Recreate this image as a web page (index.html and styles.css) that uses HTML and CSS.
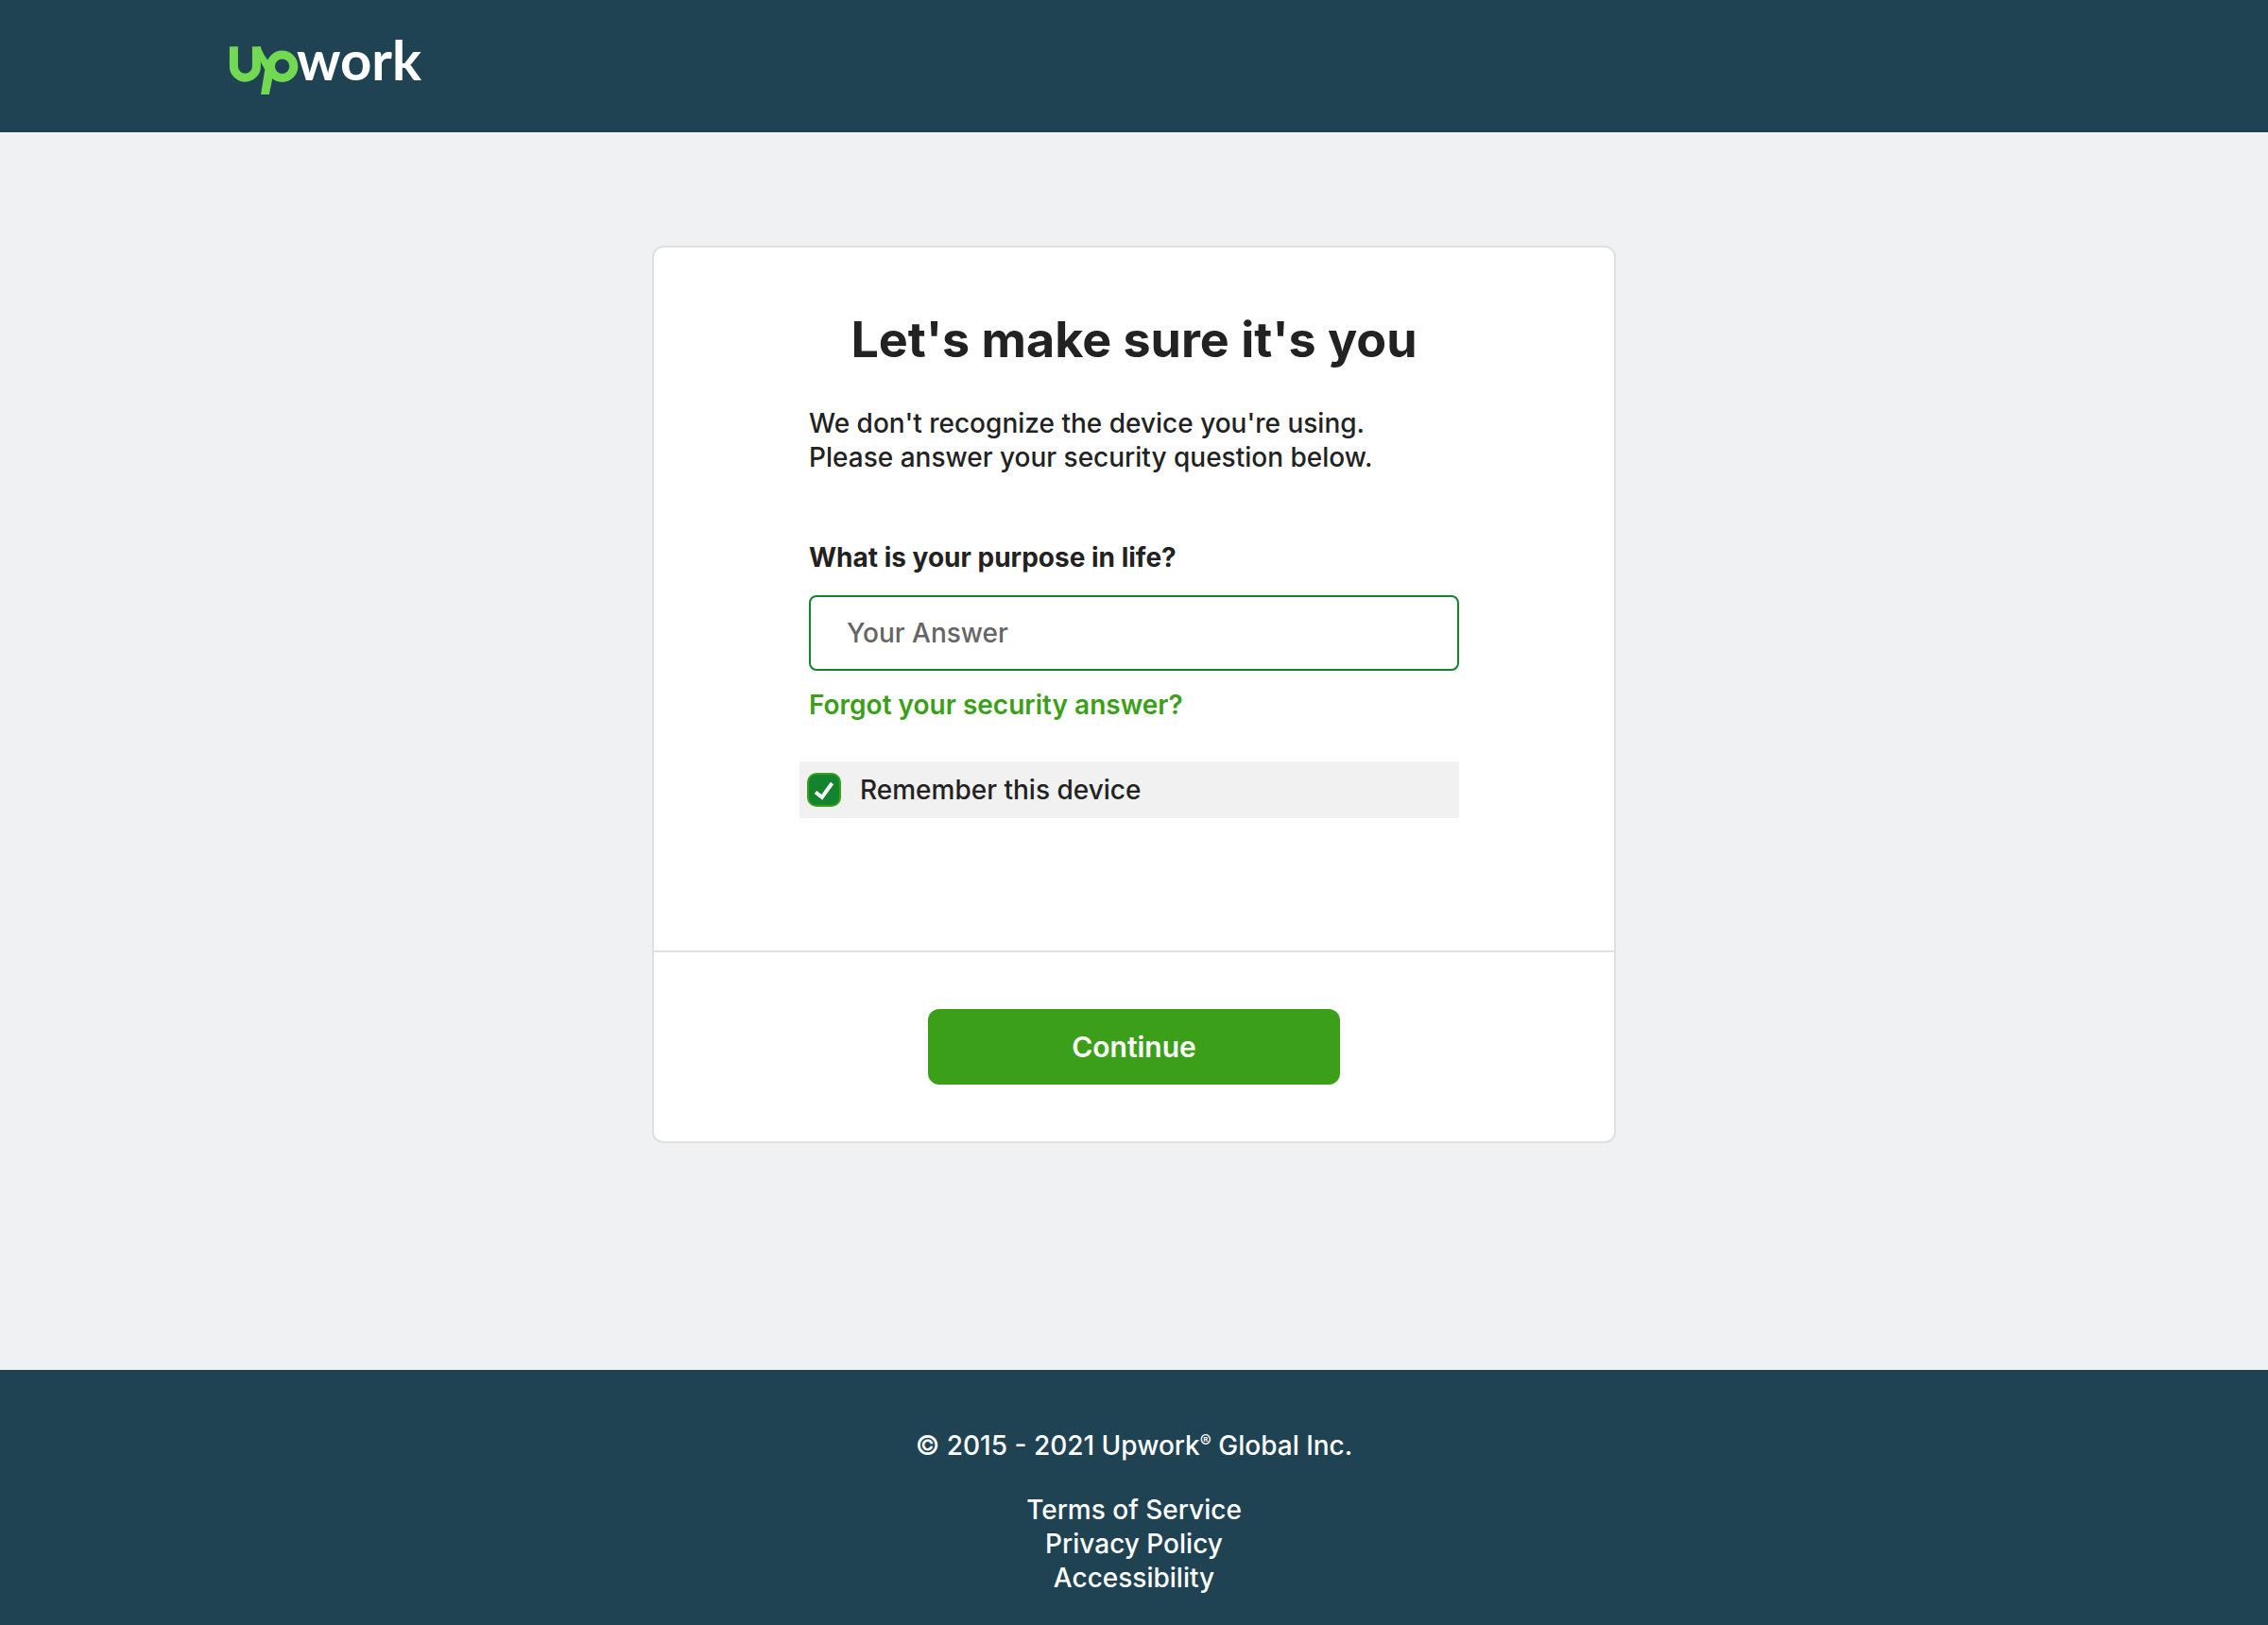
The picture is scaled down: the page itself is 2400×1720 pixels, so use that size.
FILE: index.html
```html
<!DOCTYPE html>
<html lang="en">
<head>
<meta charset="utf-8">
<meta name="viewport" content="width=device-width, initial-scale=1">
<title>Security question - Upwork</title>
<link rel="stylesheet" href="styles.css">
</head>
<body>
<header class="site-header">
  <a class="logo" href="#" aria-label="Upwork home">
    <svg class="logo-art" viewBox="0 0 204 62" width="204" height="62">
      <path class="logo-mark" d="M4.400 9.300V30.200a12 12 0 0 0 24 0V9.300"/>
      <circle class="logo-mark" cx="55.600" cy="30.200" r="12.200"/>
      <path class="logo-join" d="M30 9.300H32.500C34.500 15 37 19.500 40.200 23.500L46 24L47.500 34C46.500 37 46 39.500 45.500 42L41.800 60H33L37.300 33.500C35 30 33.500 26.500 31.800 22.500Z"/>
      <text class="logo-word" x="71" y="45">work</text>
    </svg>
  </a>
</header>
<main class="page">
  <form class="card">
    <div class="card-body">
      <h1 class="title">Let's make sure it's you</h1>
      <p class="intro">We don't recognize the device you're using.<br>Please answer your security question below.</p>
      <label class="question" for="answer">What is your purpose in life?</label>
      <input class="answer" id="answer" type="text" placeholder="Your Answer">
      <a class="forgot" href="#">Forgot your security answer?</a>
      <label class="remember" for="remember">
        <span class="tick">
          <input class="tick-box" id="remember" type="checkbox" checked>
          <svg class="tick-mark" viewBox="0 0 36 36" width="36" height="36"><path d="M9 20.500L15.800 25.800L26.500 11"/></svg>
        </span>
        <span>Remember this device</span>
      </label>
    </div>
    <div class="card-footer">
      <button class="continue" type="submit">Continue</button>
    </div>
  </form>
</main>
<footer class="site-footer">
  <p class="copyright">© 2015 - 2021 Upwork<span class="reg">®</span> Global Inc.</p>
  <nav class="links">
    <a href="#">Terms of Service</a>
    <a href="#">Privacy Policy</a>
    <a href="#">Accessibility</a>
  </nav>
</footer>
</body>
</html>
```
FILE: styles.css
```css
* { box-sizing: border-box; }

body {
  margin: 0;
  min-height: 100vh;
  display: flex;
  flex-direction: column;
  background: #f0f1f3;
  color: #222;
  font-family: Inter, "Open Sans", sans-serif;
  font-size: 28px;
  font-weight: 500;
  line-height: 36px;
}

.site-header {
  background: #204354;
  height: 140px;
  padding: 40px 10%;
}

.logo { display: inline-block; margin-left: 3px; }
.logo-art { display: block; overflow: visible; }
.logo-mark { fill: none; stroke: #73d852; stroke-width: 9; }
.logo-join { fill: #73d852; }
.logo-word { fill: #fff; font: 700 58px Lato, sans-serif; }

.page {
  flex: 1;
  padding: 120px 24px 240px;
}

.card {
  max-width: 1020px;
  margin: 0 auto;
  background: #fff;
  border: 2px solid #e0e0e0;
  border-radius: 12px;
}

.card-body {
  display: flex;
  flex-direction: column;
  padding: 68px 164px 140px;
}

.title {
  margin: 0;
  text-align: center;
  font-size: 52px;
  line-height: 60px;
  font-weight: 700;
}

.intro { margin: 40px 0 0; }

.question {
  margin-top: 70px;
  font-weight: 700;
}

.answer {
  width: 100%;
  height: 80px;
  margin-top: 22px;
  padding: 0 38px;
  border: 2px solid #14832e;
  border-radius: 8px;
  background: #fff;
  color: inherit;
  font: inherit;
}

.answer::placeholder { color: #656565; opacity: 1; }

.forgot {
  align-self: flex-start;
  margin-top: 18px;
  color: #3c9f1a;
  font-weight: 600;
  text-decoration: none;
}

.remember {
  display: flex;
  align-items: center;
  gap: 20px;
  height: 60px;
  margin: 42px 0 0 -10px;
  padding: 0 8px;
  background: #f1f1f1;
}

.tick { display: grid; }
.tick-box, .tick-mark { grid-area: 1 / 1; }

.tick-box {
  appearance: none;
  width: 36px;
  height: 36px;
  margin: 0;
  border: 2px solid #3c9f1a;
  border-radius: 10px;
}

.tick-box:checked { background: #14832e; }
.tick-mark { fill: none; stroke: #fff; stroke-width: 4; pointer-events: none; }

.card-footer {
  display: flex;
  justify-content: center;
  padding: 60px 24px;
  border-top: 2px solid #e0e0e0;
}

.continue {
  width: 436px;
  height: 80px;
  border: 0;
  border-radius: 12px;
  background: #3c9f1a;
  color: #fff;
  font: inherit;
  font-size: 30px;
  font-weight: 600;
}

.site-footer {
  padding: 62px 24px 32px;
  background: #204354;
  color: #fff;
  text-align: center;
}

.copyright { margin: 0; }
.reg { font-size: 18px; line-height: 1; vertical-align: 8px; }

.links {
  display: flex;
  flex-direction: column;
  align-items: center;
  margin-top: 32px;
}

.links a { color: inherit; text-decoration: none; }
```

------------------------------------

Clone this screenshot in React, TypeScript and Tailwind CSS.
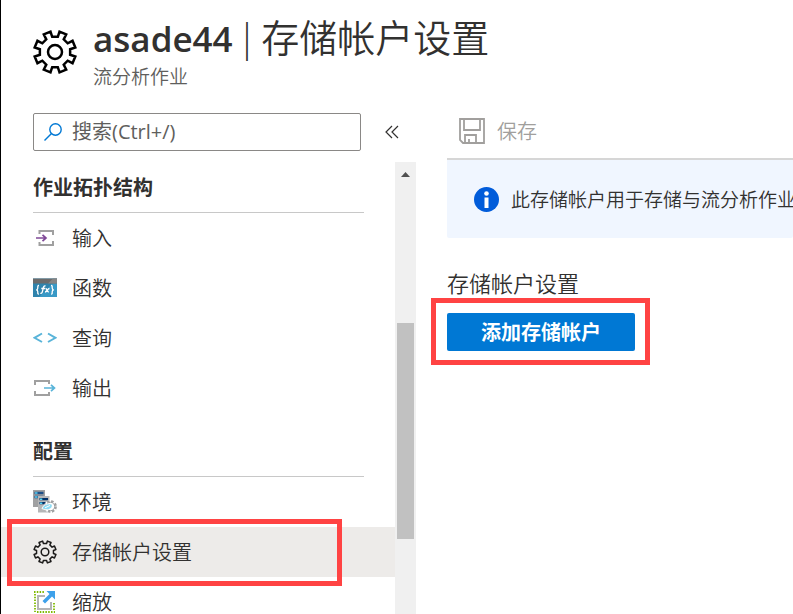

------------------------------------

Report how many lines of the data hold the string "this"; give only the number.

• [FULL OUTPUT] 3